Except for my Thai mother, there are only two Thais who I really feel I can take into my confidence and whom I believe I can count on if needed. One of these people is a Thai woman whose personality seems to run counter to Thai culture. While quite attractive and well proportioned, she might seem at first glance to be every western male’s dream faen, but most men are very surprised at how bright, outspoken, quick witted and quick tempered she is. Much more important to me than her physical attributes, is that she is someone I trust. I am often asked why I never married this female friend, and the reason is simple, we learned years ago that we would not be a suitable couple, as we wanted very different things out of life. She once told me that she would probably never be married for any length of time as she was too difficult to get along with, but that she would take a series of lovers throughout her life (only one at a time-serial monogamy as it is now known under the politically correct term in the U.S.), which would allow her to travel the world, meet new people, and she wouldn’t have to change much because she could always split from her lover when he tried to get her to change. I guess she is very characteristic of Thai women in one way, as she is cunning, stubborn, and expects her men to do accede to her requests. She has now had 3 long-term lovers since we met and each time I meet the new boyfriend, I get a bit of amusement out of wondering how long they will last as a couple. I have a deep amount of respect for this woman because she is honest almost to a fault. Just like she told me 20 years ago, she also tells her lovers what her intentions are. Those who enter into a long-term relationship with her should be fully aware of what to expect. My friendship with her is built on honesty. She has no pretense, does not care about ‘face’ (part of my next topic), and she will always respond to my inquiries with the absolute truth. She doesn’t come up short on any of the issues that I discuss in this submission, but we never married because I knew that she wanted something very different out of life than me. My respect, admiration, and appreciation for her honesty is immense and I wish there were more people (everywhere) like her.
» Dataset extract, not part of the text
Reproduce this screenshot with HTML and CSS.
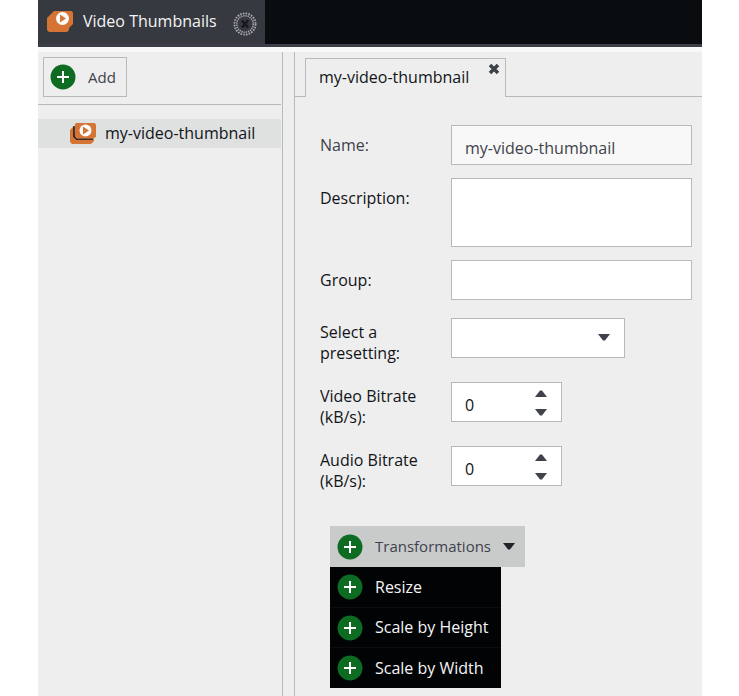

Years ago, my Thai ‘mother’ told me that I was no longer farang, but Thai, because I could discuss just about anything with her in Thai and she felt that Thai women would love this ability. Well, it didn’t exactly turn out this way. Knowing the language well does have advantages, but today it also has some big disadvantages, which in the past 10 years (since the Asian Economic Crisis) has meant that more foreigners are coming to Thailand who are sufficiently stupid (ignorant-to be nice) and rich to attract almost any attractive woman seeking the upward mobility of having a rich farang boyfriend. Fifteen-20 years ago, I frequently met Thai women who only wished their farang husband could communicate with them in Thai like I could, and I often met Thai women married to farang men who would say how nice it would be to finally be able to really understand their spouse when they talked to one another.

Now in 2005, when Thai women hear me speak Thai, I certainly don’t get the same response as a decade ago. What changed? In my opinion, it was the Asian Economic Crises, which exposed many European and Japanese to Thai women, due to the impressive foreign exchange rates that were found at the time (Hey, I don’t belittle these fellows' interest in being with Thai women. In fact, I’m impressed with the tenaciousness and abilities of many foreign men who come to Thailand seeking a spouse). The result is that today, Thai women can find lots of men that (as I’ve been told by many Thais) are just stupid foreigners. Increasingly Thai women don’t want you to know Thai, because they want to be able to mislead you and because they want to be able to talk about things with their ‘friends’ that would not put them in a favorable light in your eyes. Maybe this is why you hear Thai women say that Thai men are no good. Why? Because Thai men can see through the deceit? NW European style honesty has never been a big factor in Thai relationships and if you can’t understand the language (speaking- reading) of your spouse how will you ever know what she is saying to her friends, or emailing to others on the computer? This lack of knowledge on your part is desirable for all Thais, not just bargirls. Within the past decade, the farang (pejorative) have increasingly shown how naïve they are and how easy they can be deceived. (Thanks to Stickman for providing the forum to point out these many frauds). Why would any gold-digger want to waste her time dealing with someone who understands her culture and what she is saying or writing when there is a ‘lonely-sex crazed’ idiot just down the next block who can be easily misled and who will give into just about any request?

These days I still meet and talk with many Thais, only to find out that when I speak Thai, they become very cautious and concerned about what my interests are in the country. Today it seems as though the women are certain that I am a *****monger or worse, have either been married to a Thai (and divorced-for shame). What used to be an asset, language, is almost a handicap. In my mind, though, I am one of the lucky ones who had the fortune to meet real Thais before the (idiot-sex-tourist) language/knowledge issue became a problem. I am lucky, because now I know how to separate the gold-diggers from the legitimate interests. It can take a VERY long time to convince a Thai that their ignorant beliefs are wrong, for no other reason than because Thais are NEVER wrong, and because it is difficult to overcome cultural-intellectual handicaps.

I also feel sorry for the legitimate Thai women that are seeking friends on-line or through dating services, and who want to meet farang men. These women have to compete against the unscrupulous male (idiots) and female (gold-diggers); and for a farang who doesn’t know Thai or Thai culture, this is a problem. Personally, I don’t understand why Thai women seem to be inordinately attractive to western men. Mainly I think Thai female’s main relationships with non-Thais are often based on a sham (money-looks-superficiality), which in the end will do them in, but perhaps not before they have schemed their way into their faen(s)’ finances.